Japan’s top three shipping companies, Mitsui OSK Lines (MOL), NYK Line, and K Line are working through the Japanese Shipowners’ Association to get the government to negotiate with the authorities of other countries to allow crew changes amid the COVID-19 pandemic.
The companies have publicly disclosed how the COVID-19-linked worldwide travel restrictions have prevented crew change, resulting in seafarers and marine engineers having to work for longer periods on board.
MOL managed to arrange change-overs for four Japanese crew members on one of its mega container ships, MOL Triumph, when the vessel arrived in Rotterdam, Netherlands, on 12 June 2020. Six days later, two replacement crew members boarded MOL Triumph when the 20,170 teu ship arrived in Southampton, England.
MOL’s crew members, including marine engineers, have standard onboard employment periods of six months, with three months of shore leave thereafter. However, the travel restrictions have caused crew members to work on MOL’s ships for at least nine months.

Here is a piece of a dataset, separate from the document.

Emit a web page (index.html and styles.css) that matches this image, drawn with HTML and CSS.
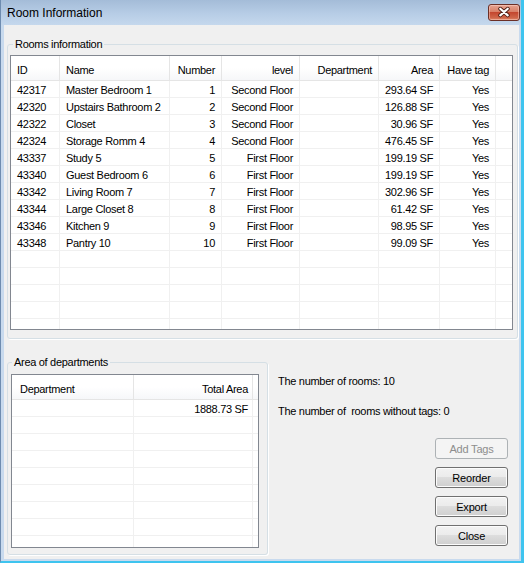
FILE: index.html
```html
<!DOCTYPE html>
<html>
<head>
<meta charset="utf-8">
<title>Room Information</title>
<link rel="stylesheet" href="styles.css">
</head>
<body>
<div class="window">
  <div class="titlebar">
    <span class="title">Room Information</span>
    <button class="close-btn" aria-label="Close">
      <svg width="32" height="17" viewBox="0 0 32 17">
        <path d="M12 4.5 L20 11.5 M20 4.5 L12 11.5" stroke="#4a1a12" stroke-width="4.2" stroke-linecap="round" fill="none"/>
        <path d="M12 4.5 L20 11.5 M20 4.5 L12 11.5" stroke="#ffffff" stroke-width="2.4" stroke-linecap="round" fill="none"/>
      </svg>
    </button>
  </div>
  <div class="client">
    <fieldset class="group rooms-group">
      <legend>Rooms information</legend>
      <div class="listview rooms-list">
        <div class="lv-head">
          <div>ID</div><div>Name</div><div class="r">Number</div><div class="r">level</div><div class="r">Department</div><div class="r">Area</div><div class="r">Have tag</div><div class="filler"></div>
        </div>
        <div class="lv-row"><div>42317</div><div>Master Bedroom 1</div><div class="r">1</div><div class="r">Second Floor</div><div></div><div class="r">293.64 SF</div><div class="r">Yes</div><div class="filler"></div></div>
        <div class="lv-row"><div>42320</div><div>Upstairs Bathroom 2</div><div class="r">2</div><div class="r">Second Floor</div><div></div><div class="r">126.88 SF</div><div class="r">Yes</div><div class="filler"></div></div>
        <div class="lv-row"><div>42322</div><div>Closet</div><div class="r">3</div><div class="r">Second Floor</div><div></div><div class="r">30.96 SF</div><div class="r">Yes</div><div class="filler"></div></div>
        <div class="lv-row"><div>42324</div><div>Storage Romm 4</div><div class="r">4</div><div class="r">Second Floor</div><div></div><div class="r">476.45 SF</div><div class="r">Yes</div><div class="filler"></div></div>
        <div class="lv-row"><div>43337</div><div>Study 5</div><div class="r">5</div><div class="r">First Floor</div><div></div><div class="r">199.19 SF</div><div class="r">Yes</div><div class="filler"></div></div>
        <div class="lv-row"><div>43340</div><div>Guest Bedroom 6</div><div class="r">6</div><div class="r">First Floor</div><div></div><div class="r">199.19 SF</div><div class="r">Yes</div><div class="filler"></div></div>
        <div class="lv-row"><div>43342</div><div>Living Room 7</div><div class="r">7</div><div class="r">First Floor</div><div></div><div class="r">302.96 SF</div><div class="r">Yes</div><div class="filler"></div></div>
        <div class="lv-row"><div>43344</div><div>Large Closet 8</div><div class="r">8</div><div class="r">First Floor</div><div></div><div class="r">61.42 SF</div><div class="r">Yes</div><div class="filler"></div></div>
        <div class="lv-row"><div>43346</div><div>Kitchen 9</div><div class="r">9</div><div class="r">First Floor</div><div></div><div class="r">98.95 SF</div><div class="r">Yes</div><div class="filler"></div></div>
        <div class="lv-row"><div>43348</div><div>Pantry 10</div><div class="r">10</div><div class="r">First Floor</div><div></div><div class="r">99.09 SF</div><div class="r">Yes</div><div class="filler"></div></div>
        <div class="lv-row"><div></div><div></div><div></div><div></div><div></div><div></div><div></div><div class="filler"></div></div>
        <div class="lv-row"><div></div><div></div><div></div><div></div><div></div><div></div><div></div><div class="filler"></div></div>
        <div class="lv-row"><div></div><div></div><div></div><div></div><div></div><div></div><div></div><div class="filler"></div></div>
        <div class="lv-row"><div></div><div></div><div></div><div></div><div></div><div></div><div></div><div class="filler"></div></div>
        <div class="lv-row"><div></div><div></div><div></div><div></div><div></div><div></div><div></div><div class="filler"></div></div>
      </div>
    </fieldset>

    <div class="bottom">
      <fieldset class="group dept-group">
        <legend>Area of departments</legend>
        <div class="listview dept-list">
          <div class="lv-head">
            <div class="first">Department</div><div class="r">Total Area</div><div class="filler"></div>
          </div>
          <div class="lv-row"><div></div><div class="r">1888.73 SF</div><div class="filler"></div></div>
          <div class="lv-row"><div></div><div></div><div class="filler"></div></div>
          <div class="lv-row"><div></div><div></div><div class="filler"></div></div>
          <div class="lv-row"><div></div><div></div><div class="filler"></div></div>
          <div class="lv-row"><div></div><div></div><div class="filler"></div></div>
          <div class="lv-row"><div></div><div></div><div class="filler"></div></div>
          <div class="lv-row"><div></div><div></div><div class="filler"></div></div>
          <div class="lv-row"><div></div><div></div><div class="filler"></div></div>
          <div class="lv-row"><div></div><div></div><div class="filler"></div></div>
        </div>
      </fieldset>

      <div class="side">
        <p class="stat">The number of rooms: 10</p>
        <p class="stat">The number of&nbsp; rooms without tags: 0</p>
        <div class="buttons">
          <button class="btn" disabled>Add Tags</button>
          <button class="btn">Reorder</button>
          <button class="btn">Export</button>
          <button class="btn">Close</button>
        </div>
      </div>
    </div>
  </div>
</div>
</body>
</html>
```

FILE: styles.css
```css
* { box-sizing: border-box; }

html, body {
  margin: 0;
  padding: 0;
}

body {
  width: 524px;
  height: 563px;
  overflow: hidden;
  font-family: "Liberation Sans", Arial, sans-serif;
  font-size: 11px;
  letter-spacing: -0.3px;
  color: #000;
  background: #f0f0f0;
}

.window {
  width: 524px;
  height: 563px;
  display: flex;
  flex-direction: column;
  background: #c8daee;
  border-left: 1px solid #6e8cb0;
  border-right: 3px solid #3ec4ef;
  border-bottom: 2px solid #3ec4ef;
}

.titlebar {
  height: 25px;
  flex: none;
  display: flex;
  align-items: center;
  justify-content: space-between;
  padding: 1px 1px 0 6px;
  background: linear-gradient(#a4bcd8, #b7cde6 55%, #c5d8ed);
}

.title {
  font-size: 12px;
  letter-spacing: 0;
  color: #000;
}

.close-btn {
  width: 32px;
  height: 17px;
  padding: 0;
  margin: -1px 0 0 0;
  border: 1px solid #6b2f26;
  border-radius: 3px;
  background: linear-gradient(#e6a392, #d88067 45%, #c4472f 50%, #cf6649 85%, #e0896b);
  box-shadow: inset 0 0 0 1px rgba(255, 220, 210, 0.45);
  display: flex;
  align-items: center;
  justify-content: center;
}

.close-btn svg { display: block; }

.client {
  flex: 1;
  margin: 0 2px 2px 3px;
  background: #f0f0f0;
  padding: 12px 0 0 0;
  display: flex;
  flex-direction: column;
}

.group {
  margin: 0;
  border: 1px solid #d5dfe5;
  border-radius: 3px;
  min-width: 0;
  box-shadow: 1px 1px 0 #ffffff;
}

.group legend {
  padding: 0 2px;
  line-height: 14px;
  font-size: 11px;
}

.rooms-group {
  width: 511px;
  margin-left: 3px;
  padding: 4px 4px 8px 2px;
}

.rooms-group legend { margin-left: 3px; }

.listview {
  border: 1px solid #828790;
  background: #fff;
  overflow: hidden;
}

.rooms-list {
  width: 503px;
  height: 275px;
}

.lv-head {
  display: grid;
  height: 25px;
  border-bottom: 1px solid #e5e5e5;
  background: linear-gradient(#ffffff, #ffffff 50%, #f6f7f9);
}

.lv-head > div {
  border-right: 1px solid #e5e5e5;
  padding: 2px 6px 0;
  line-height: 24px;
  white-space: nowrap;
  overflow: hidden;
}

.lv-row {
  display: grid;
  height: 17px;
}

.lv-row > div {
  border-right: 1px solid #f0f0f0;
  border-bottom: 1px solid #f0f0f0;
  padding: 2px 6px 0;
  line-height: 15px;
  white-space: nowrap;
  overflow: hidden;
}

.lv-head > .filler,
.lv-row > .filler {
  border-right: none;
  padding: 0;
}

.r { text-align: right; }

.rooms-list .lv-head,
.rooms-list .lv-row {
  grid-template-columns: 49px 110px 52px 78px 79px 61px 56px 16px;
}

.bottom {
  display: flex;
  margin-top: 16px;
}

.dept-group {
  width: 261px;
  flex: none;
  margin-left: 3px;
  padding: 5px 8px 6px 3px;
}

.dept-group legend { margin-left: 1px; }

.dept-list {
  width: 248px;
  height: 174px;
}

.dept-list .lv-head,
.dept-list .lv-row {
  grid-template-columns: 122px 119px 5px;
}

.dept-list .lv-head > .first { padding-left: 8px; }
.dept-list .r { padding-right: 4px; }

.side {
  flex: 1;
  margin-left: 10px;
  padding: 20px 11px 0 0;
  display: flex;
  flex-direction: column;
}

.stat {
  margin: 0 0 17px;
  line-height: 13px;
  white-space: pre;
}

.buttons {
  display: flex;
  flex-direction: column;
  align-items: flex-end;
  gap: 8px;
  margin-top: 3px;
}

.btn {
  width: 73px;
  height: 21px;
  margin: 0;
  padding: 0;
  font-family: "Liberation Sans", Arial, sans-serif;
  font-size: 11px;
  letter-spacing: -0.2px;
  color: #000;
  border: 1px solid #707070;
  border-radius: 3px;
  background: linear-gradient(#f2f2f2, #ebebeb 50%, #dddddd 50%, #cfcfcf);
  box-shadow: inset 0 0 0 1px #fcfcfc;
}

.btn:disabled {
  color: #8d8d8d;
  border-color: #adb2b5;
  background: #f4f4f4;
  box-shadow: none;
}
```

An MOL spokesperson told SAS that the recent crew change was possible as the Netherlands and the UK have heeded the industry’s call to recognise seafarers as essential workers and therefore permit crew changes.

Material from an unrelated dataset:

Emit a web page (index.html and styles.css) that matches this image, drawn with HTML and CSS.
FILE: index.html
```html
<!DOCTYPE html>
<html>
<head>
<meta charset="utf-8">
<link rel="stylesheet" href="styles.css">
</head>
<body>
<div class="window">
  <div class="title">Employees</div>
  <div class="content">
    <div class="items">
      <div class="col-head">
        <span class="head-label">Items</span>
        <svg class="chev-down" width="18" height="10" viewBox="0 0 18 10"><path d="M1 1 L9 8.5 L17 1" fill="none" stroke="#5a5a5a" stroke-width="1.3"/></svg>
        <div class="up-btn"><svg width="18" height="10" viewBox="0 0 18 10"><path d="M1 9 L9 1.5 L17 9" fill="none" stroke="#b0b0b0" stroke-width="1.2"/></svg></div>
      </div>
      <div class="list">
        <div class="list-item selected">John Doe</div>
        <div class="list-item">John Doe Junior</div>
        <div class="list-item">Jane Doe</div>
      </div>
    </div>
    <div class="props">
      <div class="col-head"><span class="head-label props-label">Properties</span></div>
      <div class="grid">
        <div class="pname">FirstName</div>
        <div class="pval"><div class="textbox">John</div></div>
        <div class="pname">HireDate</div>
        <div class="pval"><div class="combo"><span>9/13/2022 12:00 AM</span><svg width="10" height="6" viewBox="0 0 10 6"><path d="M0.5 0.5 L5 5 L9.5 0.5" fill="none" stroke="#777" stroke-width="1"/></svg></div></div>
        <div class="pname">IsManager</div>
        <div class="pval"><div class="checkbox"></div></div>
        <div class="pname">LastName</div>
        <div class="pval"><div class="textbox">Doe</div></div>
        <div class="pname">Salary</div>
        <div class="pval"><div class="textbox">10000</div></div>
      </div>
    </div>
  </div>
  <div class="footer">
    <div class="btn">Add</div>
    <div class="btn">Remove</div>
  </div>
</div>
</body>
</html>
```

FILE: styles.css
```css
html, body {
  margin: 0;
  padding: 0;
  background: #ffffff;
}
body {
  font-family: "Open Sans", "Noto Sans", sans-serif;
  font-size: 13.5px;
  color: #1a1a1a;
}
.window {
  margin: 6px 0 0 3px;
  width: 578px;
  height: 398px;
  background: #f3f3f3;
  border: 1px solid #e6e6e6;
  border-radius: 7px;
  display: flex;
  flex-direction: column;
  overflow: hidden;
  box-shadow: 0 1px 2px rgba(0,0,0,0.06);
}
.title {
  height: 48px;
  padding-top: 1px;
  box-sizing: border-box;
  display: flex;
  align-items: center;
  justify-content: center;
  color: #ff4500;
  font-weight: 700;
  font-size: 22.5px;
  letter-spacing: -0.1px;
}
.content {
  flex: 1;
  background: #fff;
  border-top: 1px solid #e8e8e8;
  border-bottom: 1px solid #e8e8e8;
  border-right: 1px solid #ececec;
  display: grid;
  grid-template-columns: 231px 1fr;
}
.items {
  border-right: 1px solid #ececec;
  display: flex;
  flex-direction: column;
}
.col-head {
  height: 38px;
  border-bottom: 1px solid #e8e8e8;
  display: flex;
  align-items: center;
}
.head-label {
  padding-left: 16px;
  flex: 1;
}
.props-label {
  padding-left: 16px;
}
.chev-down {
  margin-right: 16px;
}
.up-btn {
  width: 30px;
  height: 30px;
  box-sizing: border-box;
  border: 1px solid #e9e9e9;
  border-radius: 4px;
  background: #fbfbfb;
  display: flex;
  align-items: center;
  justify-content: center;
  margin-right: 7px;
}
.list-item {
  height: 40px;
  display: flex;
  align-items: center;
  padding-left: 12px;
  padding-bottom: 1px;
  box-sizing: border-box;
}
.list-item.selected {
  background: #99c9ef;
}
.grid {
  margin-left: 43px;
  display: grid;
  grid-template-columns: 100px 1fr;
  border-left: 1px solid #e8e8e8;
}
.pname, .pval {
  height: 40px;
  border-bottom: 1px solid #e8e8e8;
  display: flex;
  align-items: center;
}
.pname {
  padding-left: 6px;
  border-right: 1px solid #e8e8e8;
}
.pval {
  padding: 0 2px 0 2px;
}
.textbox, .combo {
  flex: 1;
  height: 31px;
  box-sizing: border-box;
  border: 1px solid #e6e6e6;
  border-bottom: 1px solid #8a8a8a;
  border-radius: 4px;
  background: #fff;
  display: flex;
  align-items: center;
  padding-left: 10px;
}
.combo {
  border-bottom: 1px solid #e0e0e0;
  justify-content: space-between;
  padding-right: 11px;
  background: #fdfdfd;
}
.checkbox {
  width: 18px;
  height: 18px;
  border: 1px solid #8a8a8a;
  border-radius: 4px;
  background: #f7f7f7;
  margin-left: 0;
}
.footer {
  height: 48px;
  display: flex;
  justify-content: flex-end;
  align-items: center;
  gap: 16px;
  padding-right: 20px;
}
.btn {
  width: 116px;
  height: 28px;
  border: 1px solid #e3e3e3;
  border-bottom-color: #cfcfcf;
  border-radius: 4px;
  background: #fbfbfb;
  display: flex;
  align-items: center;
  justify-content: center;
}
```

“The crew change situation has slightly improved, compared with the situation in April, but the difficulty of crew change is still a big issue for our industry. We have been in contact with the Japanese Shipowners’ Association to get the government involved to improve the situation,” said the MOL spokesperson.
“MOL considers safety of our crew members on board as top priority and we’re doing everything we can to keep our crew safe and to continue the worldwide supply chain going at the same time,” he said.
Japan allows crew changes, depending on the travel history of the on-signing and off-signing crew members.
In May, the country’s shipowners came up with a plan to use Kansai International Airport in Osaka to facilitate the arrival and departure of crew. The airport is located on an artificial island in Osaka Bay, and ferries can transport the crew between the airport and the ships, without the crew having to enter the Japanese mainland.
In the UK, several charities have launched emergency funds to help seafarers and their families who have been financially impacted by the crew change restrictions. Seafarers UK launched a USD2.5 million fund and the International Transport Workers’ Federation Seafarers’ Trust made available welfare services and USD1.2 million for grants.
In a press statement, NYK Line also alluded to how crew changes have become a serious problem due to the ongoing travel restrictions. The company’s crew usually disembark after working for 3–6 months on a ship.
“Many countries are currently limiting the transport of people, so crew already on board are being forced to extend their working period, while crew anticipating boarding are being forced to continue waiting at home. Changing crew on a regular basis is necessary to maintain mental and physical health, as well as crew employment, and the disruption of this cycle can have a significant impact on international marine transportation, which is a lifeline for us all,” said NYK Line in a statement. “NYK is actively delivering opinions on this topic to international organisations such as International Maritime Organization [IMO] through the Japanese Shipowners’ Association.”
In mid-June, K Line created a video message to express its gratitude to the hardships and sacrifices of seafarers. “This unprecedented and difficult times have brought a lot of challenges to many of our seafarers. But despite of this challenging situation, our seafarers are staying strong to maintain the supply chain moving, to keep the global economy running, and to support the lives of people all across the globe,” said K Line in a statement. “We will continue to exert our utmost efforts to smoothly conduct crew replacements in co-operation with relevant organisations.”